Free Hourly Rate Contract Template

An hourly contract is a legal agreement between two parties in which the independent contractor charges the client an hourly rate for the time taken on the project.

There are two standard types of contract—an hourly contract and a fixed fee contract.

Note: To edit this legally vetted hourly contract template, sign up to Bonsai.

Why You Need an Hourly Rate Contract

Working as a freelancer or independent contractor is becoming more and more popular—as of 2020, freelancers made up 36% of the U.S. workforce, and is expected to grow 14% over the next six years.

If you find yourself working as a freelancer, you may be tempted to charge a fixed fee, however, it's super easy to end up doing more work than you're being paid for—especially if you have a joint venture or you enjoy working for a particular client.

Charging an hourly rate and clearly outlining the scope of work ensures that you're not only paid for all the work you've agreed to do, but also for all the extras that are requested along the way.

Alongside this specific advantage, this type of independent contractor agreement also ensures:

What Should Be Included in a Freelance Hourly Contract

Here, we've outlined the necessary components of your freelance hourly contract. It's essential to be as comprehensive as possible when talking about the upcoming project to ensure all parties acknowledge and understand their responsibilities and roles throughout.

Personal details

In this section, you'll include information relating to your organization and the client—such as your name as the independent contractor, the client’s name, and the start date. Be as attentive as you possibly can here—the entire agreement could be invalidated if you include any incorrect information or details.

Scope of work

This section of the service agreement is paramount for independent contractors that choose to be paid hourly—it's where you outline the exact details of the work you're being contracted to complete.

You need clear guidance around what's expected from you—the independent contractor—in order to accurately invoice and receive payment from the client.

Include any deliverables you expect to submit, and include what conditions must be met for the project to be considered finished. This is when you'll receive the final payment and be on your way to new projects and clients.

Schedule and dates

Here's where you provide information on when you'll be hitting the milestones you outlined in the scope of work. This gives you and the client an idea of how long the project will run, and when certain aspects will be finished.

The written agreement surrounding the schedule guides the progression of the project and ensures everyone's on the same page when it comes to expectations.

Payment details

In an hourly contract, this section is especially important. It outlines all the details regarding payment—in this case, your hourly rate and any additional fees for extra services.

It's essential here to highlight that your client isn't just paying for the hours you spend working on their project, but also all the hours you spend on providing other services related to the project. This includes things like replying to emails, research, liaising with third parties, catch-up calls, or any other tasks related to the project.

You'll also need to include information on payment, such as when the payment is due and the expected payment period following your invoice.

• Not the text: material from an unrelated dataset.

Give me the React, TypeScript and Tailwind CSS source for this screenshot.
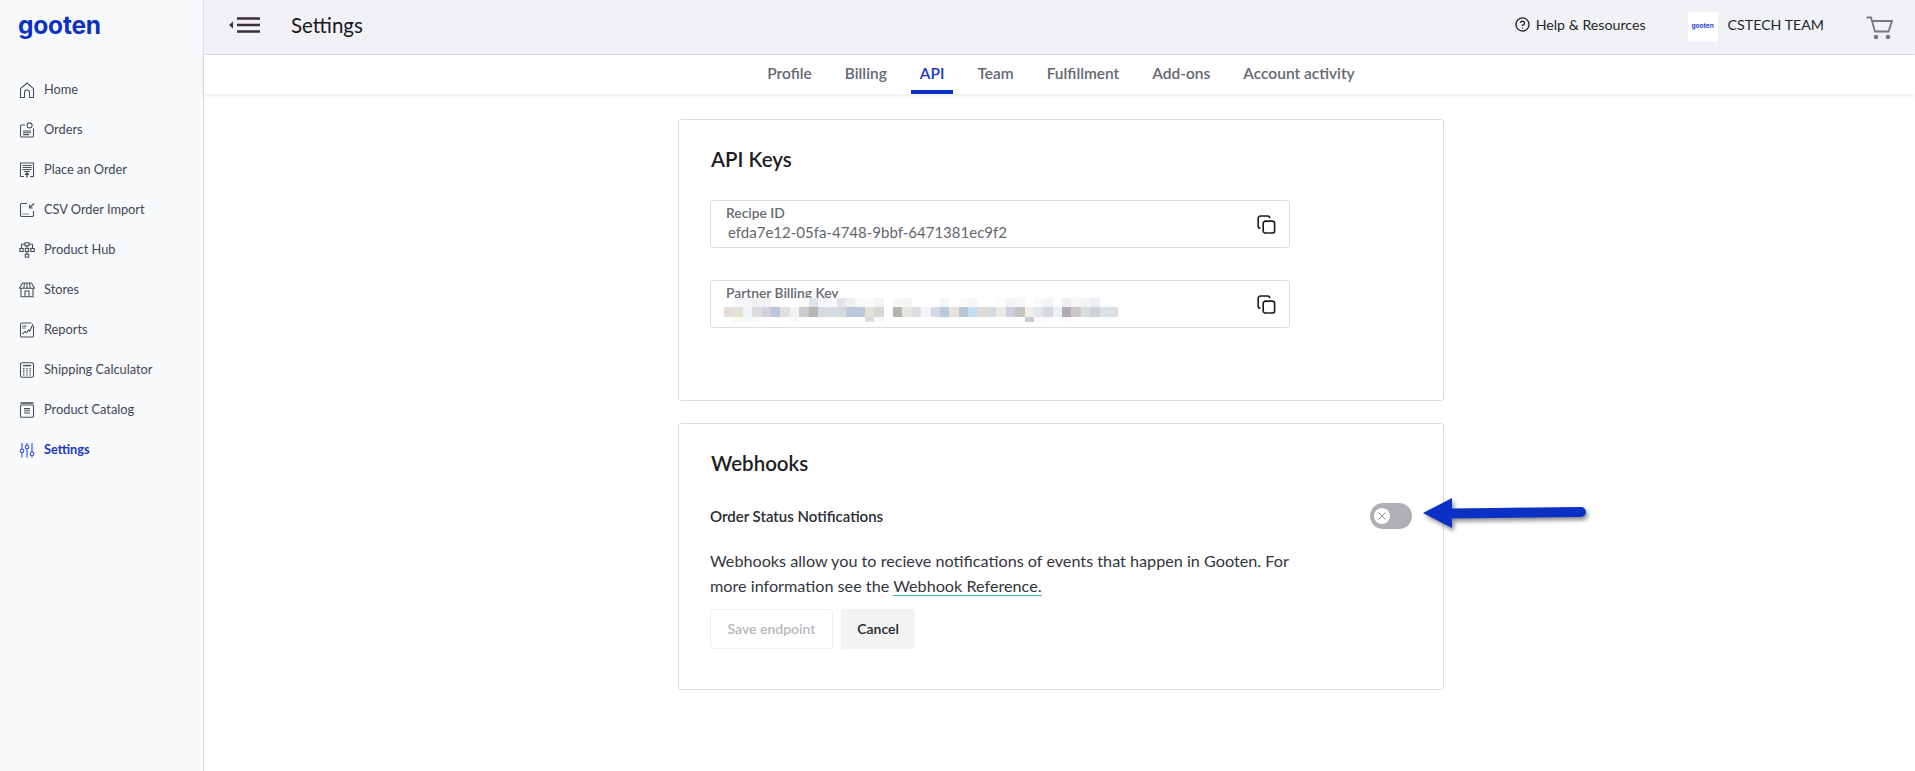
import type { ReactNode } from 'react';

function Glyph({ children, className = '' }: { children: ReactNode; className?: string }) {
  return (
    <svg
      viewBox="0 0 16 16"
      fill="none"
      stroke="currentColor"
      strokeWidth="1.1"
      className={`h-[16px] w-[16px] shrink-0 ${className}`}
    >
      {children}
    </svg>
  );
}

const navItems: { label: string; icon: ReactNode; active?: boolean }[] = [
  {
    label: 'Home',
    icon: <path d="M1.5 15.5V6.6L8 1l6.5 5.6v8.9h-4V10.5a2.5 2.5 0 0 0-5 0v5z" strokeLinejoin="round" />,
  },
  {
    label: 'Orders',
    icon: (
      <>
        <path d="M6 3H2.8a1.3 1.3 0 0 0-1.3 1.3v9.4A1.3 1.3 0 0 0 2.8 15h10.4a1.3 1.3 0 0 0 1.3-1.3V6.5" />
        <circle cx="10.6" cy="3.4" r="2.5" />
        <path d="M4 9h8M4 10.8h8M4 12.6h6" />
      </>
    ),
  },
  {
    label: 'Place an Order',
    icon: (
      <>
        <path d="M5 14.5H1.5V1h13v13.5H11" />
        <path d="M3.5 3.5h9M3.5 5.5h9M3.5 7.5h9M5 9.5h6" />
        <path d="M8 15.5v-4M6 12.8L8 11l2 1.8" strokeWidth="1.4" />
      </>
    ),
  },
  {
    label: 'CSV Order Import',
    icon: (
      <>
        <path d="M8 1.5H2.8a1.3 1.3 0 0 0-1.3 1.3v10.4a1.3 1.3 0 0 0 1.3 1.3h10.4a1.3 1.3 0 0 0 1.3-1.3V9" />
        <path d="M15 1.5L10.5 6M10.5 2.8V6h3.2" />
        <text x="3" y="12.6" fontSize="4.4" fill="currentColor" stroke="none" fontFamily="Liberation Sans">
          csv
        </text>
      </>
    ),
  },
  {
    label: 'Product Hub',
    icon: (
      <>
        <rect x="6" y="0.8" width="4" height="3" />
        <rect x="0.8" y="6.5" width="3.4" height="3" />
        <rect x="6.3" y="6.5" width="3.4" height="3" />
        <rect x="11.8" y="6.5" width="3.4" height="3" />
        <rect x="6.3" y="12.2" width="3.4" height="3" />
        <path d="M6 2.3H2.5v4.2M10 2.3h3.5v4.2M8 3.8v2.7M8 9.5v2.7" />
      </>
    ),
  },
  {
    label: 'Stores',
    icon: (
      <>
        <path d="M3.5 1h9L15.5 6.2H0.5z" strokeLinejoin="round" />
        <path d="M5.5 1L4.8 6.2M8 1v5.2M10.5 1l.7 5.2" />
        <path d="M2 6.5v8.3h12V6.5" />
        <path d="M6 14.8V9h4v5.8" />
      </>
    ),
  },
  {
    label: 'Reports',
    icon: (
      <>
        <path d="M12.5 1H2.8a1.3 1.3 0 0 0-1.3 1.3v11.4A1.3 1.3 0 0 0 2.8 15h10.4a1.3 1.3 0 0 0 1.3-1.3V4" />
        <path d="M3.5 4h4M3.5 6h3M3.5 12l2.5-2.6 1.6 1.4 2-2.8 1.2 1L14 2" />
      </>
    ),
  },
  {
    label: 'Shipping Calculator',
    icon: (
      <>
        <rect x="1.5" y="0.8" width="13" height="14.4" rx="1.5" />
        <path d="M4 3.6h8" strokeWidth="1.4" />
        <path
          d="M4 6.6h1.5M7.2 6.6h1.5M10.4 6.6h1.5M4 8.8h1.5M7.2 8.8h1.5M10.4 8.8h1.5M4 11h1.5M7.2 11h1.5M10.4 11h1.5M4 13h1.5M7.2 13h1.5M10.4 13h1.5"
          strokeWidth="1.2"
        />
      </>
    ),
  },
  {
    label: 'Product Catalog',
    icon: (
      <>
        <path d="M1.5 1h13" strokeWidth="1.6" />
        <rect x="1.5" y="3" width="13" height="12.2" rx="1" />
        <path d="M5 6.6h6M5 8.8h6M5 11h6" />
      </>
    ),
  },
  {
    label: 'Settings',
    active: true,
    icon: (
      <>
        <path d="M3 1v6.2M3 10.4v5M8 1v2.4M8 6.6v8.8M13 1v9.2M13 13.4v2" />
        <circle cx="3" cy="8.8" r="1.8" />
        <circle cx="8" cy="5" r="1.8" />
        <circle cx="13" cy="11.8" r="1.8" />
      </>
    ),
  },
];

const tabs = ['Profile', 'Billing', 'API', 'Team', 'Fulfillment', 'Add-ons', 'Account activity'];

// the blurred partner key in the picture, cell by cell
const mosaicTop: Record<number, string> = {
  1: '#f5f7f8', 2: '#f8f8fa', 3: '#f2f2f4', 4: '#f2f2f4', 5: '#fafafa', 8: '#fafaf6', 9: '#dde4ee',
  10: '#f4f5f8', 11: '#f8f8fa', 12: '#e4e5ec', 13: '#f0f0f3', 14: '#f8f9fa', 15: '#fbfbfb', 16: '#f2f4f6',
  18: '#f7f7f7', 19: '#f5f5f5', 23: '#f5f7f6', 25: '#fafaf8', 26: '#f5f7f7', 29: '#fbfbfb', 30: '#f2f2f3',
  31: '#f8f7f8', 33: '#f9fafb', 34: '#f3f5f5', 35: '#fbfcfc', 36: '#efeff1', 37: '#f7f7f7', 38: '#f5f4f2',
  39: '#eeeef5',
};
const mosaicMain = [
  '#e8dcd6', '#e2e3d6', '#eef5f8', '#dcdcdf', '#ced3de', '#b9c6dc', '#e3dfdc', '#f1f3f2', '#cbcbce',
  '#b9b5b4', '#d5dbe2', '#d5dce4', '#d3dbd9', '#b9c8dc', '#b9c8dc', '#e3e3d8', '#d6d8d6', '#ffffff',
  '#b9b2b2', '#e6e6e0', '#dedee3', '#f0f4f6', '#d3dbe9', '#b8c9da', '#e6e3de', '#bcc6d0', '#bfe0f0',
  '#dfdcd8', '#d5d9e2', '#eee9e2', '#cbcfdb', '#c5c3bf', '#f1efe8', '#e0e8ee', '#d8d8da', '#e6f0f5',
  '#aeaeb0', '#cdc8c5', '#d8dde0', '#d0d0d8', '#d5e3ef', '#e0e0e2',
];
const mosaicBottom: Record<number, string> = {
  1: '#f9f9ea', 2: '#f5f8fa', 3: '#fafafa', 7: '#f9f9f9', 15: '#dcdcde', 16: '#f8f8f8', 32: '#c5ccd2',
  33: '#fbfbfb', 34: '#fbfbfb', 36: '#fbfbfb',
};

function Mosaic() {
  return (
    <div className="relative ml-[-2px] flex w-[395px] flex-col bg-white">
      <div className="flex h-[9px]">
        {mosaicMain.map((_, i) => (
          <div key={i} className="h-full w-[9.4px]" style={{ background: mosaicTop[i] ?? '#ffffff' }} />
        ))}
      </div>
      <div className="flex h-[10px]">
        {mosaicMain.map((color, i) => (
          <div key={i} className="h-full w-[9.4px]" style={{ background: color }} />
        ))}
      </div>
      <div className="flex h-[5px]">
        {mosaicMain.map((_, i) => (
          <div key={i} className="h-full w-[9.4px]" style={{ background: mosaicBottom[i] ?? '#ffffff' }} />
        ))}
      </div>
    </div>
  );
}

function CopyIcon() {
  return (
    <svg viewBox="0 0 20 20" fill="none" stroke="#1c1c20" strokeWidth="1.7" className="h-[19px] w-[19px]">
      <rect x="6.5" y="6.5" width="12" height="12.5" rx="2.5" />
      <path d="M3.5 14A2.5 2.5 0 0 1 1.2 11.5V3.7A2.6 2.6 0 0 1 3.8 1.1h7.4A2.5 2.5 0 0 1 13.5 3.4" />
    </svg>
  );
}

function KeyField({ label, children }: { label: string; children: ReactNode }) {
  return (
    <div className="flex h-[48px] w-[580px] items-start justify-between overflow-hidden rounded-[3px] border border-[#dcdde0] pl-[15px] pr-[13px]">
      <div className="flex flex-col pt-[2px]">
        <div className="h-[19px] text-[13.8px] font-semibold leading-[19px] text-[#666a72]">{label}</div>
        {children}
      </div>
      <div className="pt-[14px]">
        <CopyIcon />
      </div>
    </div>
  );
}

export default function App() {
  return (
    <div className="relative flex h-[771px] w-full overflow-hidden bg-white font-['Lato',sans-serif] text-[#23252b]">
      <aside className="w-[204px] shrink-0 border-r border-[#dcdde0] bg-[#f9fafc]">
        <div className="h-[70px] pl-[18px] pt-[9px] font-['Inter',sans-serif] text-[24.5px] font-bold leading-[32px] tracking-[-0.2px] text-[#0b30c4]">
          gooten
        </div>
        <nav className="flex flex-col">
          {navItems.map(({ label, icon, active }) => (
            <div
              key={label}
              className={`flex h-[40px] items-center gap-[9px] pl-[19px] text-[12.8px] ${
                active ? 'font-bold text-[#1a37c9]' : 'text-[#3f4654]'
              }`}
            >
              <Glyph className={active ? 'text-[#2f4fd6]' : 'text-[#4a4f5c]'}>{icon}</Glyph>
              {label}
            </div>
          ))}
        </nav>
      </aside>

      <div className="flex min-w-0 flex-1 flex-col">
        <header className="flex h-[55px] shrink-0 items-center border-b border-[#dcdde0] bg-[#f1f2f6] pb-[4px] pl-[25px] pr-[22px]">
          <svg viewBox="0 0 31 16" className="h-[16px] w-[31px]">
            <path d="M0 8l4-3.5v7z" fill="#3d2f3a" />
            <path d="M8 1.5h23M8 8h23M8 14.5h23" stroke="#3d2f3a" strokeWidth="2.6" />
          </svg>
          <div className="ml-[31px] text-[20.5px] leading-none text-[#16181d]">Settings</div>
          <div className="ml-auto flex items-center gap-[6px] text-[14.2px] text-[#23252b]">
            <svg viewBox="0 0 16 16" fill="none" stroke="#1c1c20" strokeWidth="1.4" className="h-[15px] w-[15px]">
              <circle cx="8" cy="8" r="7" />
              <path d="M5.9 6.2A2.1 2.1 0 1 1 8 8.6v1" />
              <circle cx="8" cy="11.8" r="0.7" fill="#1c1c20" stroke="none" />
            </svg>
            Help &amp; Resources
          </div>
          <div className="ml-[42px] mt-[4px] flex h-[30px] w-[30px] items-center justify-center bg-white font-['Inter',sans-serif] text-[6.5px] font-bold text-[#2c46cf]">
            gooten
          </div>
          <div className="ml-[10px] text-[14.2px] text-[#23252b]">CSTECH TEAM</div>
          <svg
            viewBox="0 0 27 24"
            fill="none"
            stroke="#7a7680"
            strokeWidth="1.8"
            className="ml-[42px] mt-[5px] h-[24px] w-[27px]"
          >
            <path d="M0.5 1.5h4.5l4 14h13.5l3.5-10.5H6.2" />
            <circle cx="10" cy="21" r="2.3" fill="#7a7680" stroke="none" />
            <circle cx="22" cy="21" r="2.3" fill="#7a7680" stroke="none" />
          </svg>
        </header>

        <div className="flex h-[39px] shrink-0 items-end justify-center gap-[15px] pl-[3px] shadow-[0_2px_5px_rgba(0,0,0,0.08)]">
          {tabs.map((tab) => (
            <div
              key={tab}
              className={`flex h-[39px] items-center border-b-[4px] px-[9px] pt-[3px] text-[15.5px] font-semibold ${
                tab === 'API' ? 'border-[#0b30c4] text-[#1a37c9]' : 'border-transparent text-[#646871]'
              }`}
            >
              {tab}
            </div>
          ))}
        </div>

        <main className="ml-[474px] flex w-[766px] flex-col gap-[22px] pt-[25px]">
          <section className="flex h-[282px] flex-col rounded-[3px] border border-[#dcdde0] pl-[31px]">
            <h2 className="pl-[1px] pt-[26px] text-[20.5px] font-semibold leading-[26px] text-[#1c1e24]">API Keys</h2>
            <div className="mt-[28px]">
              <KeyField label="Recipe ID">
                <div className="pl-[2px] pt-[1px] text-[15px] leading-[19px] text-[#63666e]">
                  efda7e12-05fa-4748-9bbf-6471381ec9f2
                </div>
              </KeyField>
            </div>
            <div className="mt-[32px]">
              <KeyField label="Partner Billing Key">
                <div className="mt-[-4px]">
                  <Mosaic />
                </div>
              </KeyField>
            </div>
          </section>

          <section className="flex h-[267px] flex-col rounded-[3px] border border-[#dcdde0] pl-[31px]">
            <h2 className="pl-[1px] pt-[26px] text-[20.5px] font-semibold leading-[26px] text-[#1c1e24]">Webhooks</h2>
            <div className="mt-[27px] flex h-[26px] w-[702px] items-center justify-between">
              <div className="text-[15px] font-semibold text-[#2a2c33]">Order Status Notifications</div>
              <div className="flex h-[26px] w-[42px] items-center rounded-full bg-[#aeb0b5] pl-[4px]">
                <div className="flex h-[16px] w-[16px] items-center justify-center rounded-full bg-white">
                  <svg viewBox="0 0 10 10" stroke="#8b8d92" strokeWidth="1" className="h-[10px] w-[10px]">
                    <path d="M1.5 1.5l7 7M8.5 1.5l-7 7" />
                  </svg>
                </div>
              </div>
            </div>
            <p className="mt-[19px] w-[590px] text-[16.2px] leading-[25px] text-[#33353c]">
              Webhooks allow you to recieve notifications of events that happen in Gooten. For more information see the{' '}
              <span className="border-b border-[#4fb89e]">Webhook Reference.</span>
            </p>
            <div className="mt-[11px] flex gap-[8px]">
              <div className="flex h-[40px] w-[123px] items-center justify-center rounded-[3px] border border-[#eeeeef] pb-[1px] text-[14px] font-semibold text-[#b5b7bb]">
                Save endpoint
              </div>
              <div className="flex h-[40px] w-[74px] items-center justify-center rounded-[3px] bg-[#f3f3f3] pb-[1px] text-[14px] font-semibold text-[#23252b]">
                Cancel
              </div>
            </div>
          </section>
        </main>
      </div>

      <svg
        viewBox="0 0 165 32"
        className="absolute left-[1423px] top-[498px] h-[32px] w-[165px] drop-shadow-[2px_3px_2px_rgba(0,0,0,0.45)]"
      >
        <path d="M0 15L29 0v10.5L158 9a5 5 0 0 1 0 10L29 20.5V30z" fill="#0b30c4" />
      </svg>
    </div>
  );
}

Clients often request an estimate for the final fees to be able to stick to a budget—it's up to you whether you accommodate this and using a timesheet is the easiest way to do it.

Changes and revisions

This relates to the scope of work—specifically what happens if the independent contractor is required to complete extra work. This contract clause spells out how you'll be dealing with any additions, revisions, or changes to the original contract.

Extra work means extra hours—hours you need to ensure aren’t completed at your own expense.

Legal liability

This clause protects you from being held responsible for any damages a client or third party believes they have suffered as a result of the services performed. You don't want anything to go wrong or for the relationship to turn sour, however, sometimes it's inevitable and it’s smart to prepare for it.

Liability will also put your client’s mind at ease, knowing you’re taking responsibility for the work you’re doing.

Copyright

It's essential to outline who gets what when the project is finalized. Creative work is often subject to intellectual property disputes, so it's key to ensure this is handled up front. It also protects the confidential information of your client’s company and yours as the independent contractor.

Prior written consent is essential when it comes to intellectual property rights as all parties must agree to—and stick to—the final result being one party's sole and exclusive property.

Termination

This clause is your escape plan—it outlines what happens when either party wants to abandon the project, including any consequences for the terminating party.

This provides remedies—such as written notice— for both you and the client, however, from your perspective it:

What’s the Benefit of Using Bonsai, Instead of Editing a Template Yourself?

Nowhere is the phrase time is money more fitting than when working for an hourly fee as an independent contractor. You're in charge of everything—which is flexible and free but also somewhat overwhelming. Legal advice is expensive and timely and sometimes going solo is your only option.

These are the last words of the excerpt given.